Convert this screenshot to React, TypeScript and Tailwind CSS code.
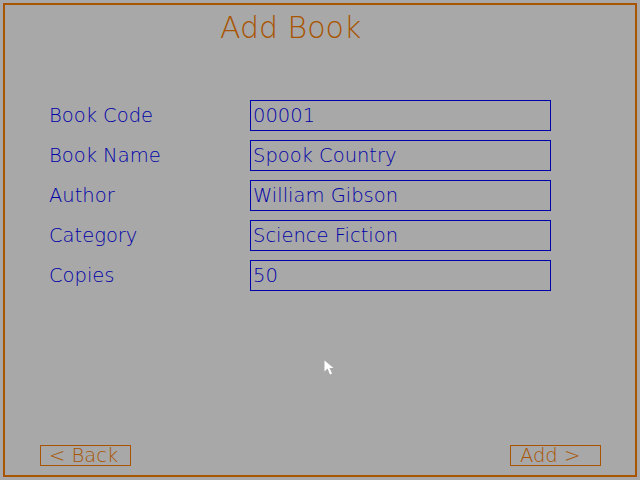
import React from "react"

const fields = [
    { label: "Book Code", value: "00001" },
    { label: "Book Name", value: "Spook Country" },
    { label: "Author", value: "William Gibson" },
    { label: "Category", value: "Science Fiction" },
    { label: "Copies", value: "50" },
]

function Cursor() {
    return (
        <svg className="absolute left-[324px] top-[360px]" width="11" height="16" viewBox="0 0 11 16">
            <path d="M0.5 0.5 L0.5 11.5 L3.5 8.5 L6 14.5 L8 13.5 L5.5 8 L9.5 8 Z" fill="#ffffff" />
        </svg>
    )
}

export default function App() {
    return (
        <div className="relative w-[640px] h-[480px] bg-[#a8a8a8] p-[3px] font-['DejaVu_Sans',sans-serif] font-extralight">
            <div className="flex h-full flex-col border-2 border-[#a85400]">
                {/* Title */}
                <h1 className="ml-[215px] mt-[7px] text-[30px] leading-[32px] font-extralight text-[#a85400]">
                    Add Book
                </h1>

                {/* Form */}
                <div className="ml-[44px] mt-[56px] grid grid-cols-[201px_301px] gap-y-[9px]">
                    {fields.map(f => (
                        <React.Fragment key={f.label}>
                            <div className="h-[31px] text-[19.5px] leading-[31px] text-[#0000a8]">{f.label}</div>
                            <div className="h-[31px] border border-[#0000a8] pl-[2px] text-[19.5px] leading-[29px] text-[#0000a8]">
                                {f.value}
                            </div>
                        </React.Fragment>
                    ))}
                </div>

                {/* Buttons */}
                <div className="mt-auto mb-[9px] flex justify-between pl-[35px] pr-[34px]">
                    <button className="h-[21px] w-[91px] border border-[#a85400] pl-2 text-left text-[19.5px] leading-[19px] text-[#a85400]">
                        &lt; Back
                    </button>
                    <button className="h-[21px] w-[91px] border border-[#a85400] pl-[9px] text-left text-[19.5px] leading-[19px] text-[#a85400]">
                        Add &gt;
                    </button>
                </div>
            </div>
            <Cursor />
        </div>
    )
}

---

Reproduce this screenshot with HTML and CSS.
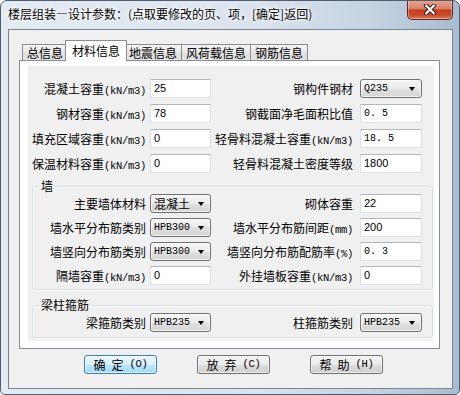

## JOB
Word for word, retype the lines in the entries above that run from the one with "Convert this screenshot" through the one with "import React from". Both ends count; pictures do not.

## WRITTEN RESPONSE
Convert this screenshot to React, TypeScript and Tailwind CSS code.
import React from "react"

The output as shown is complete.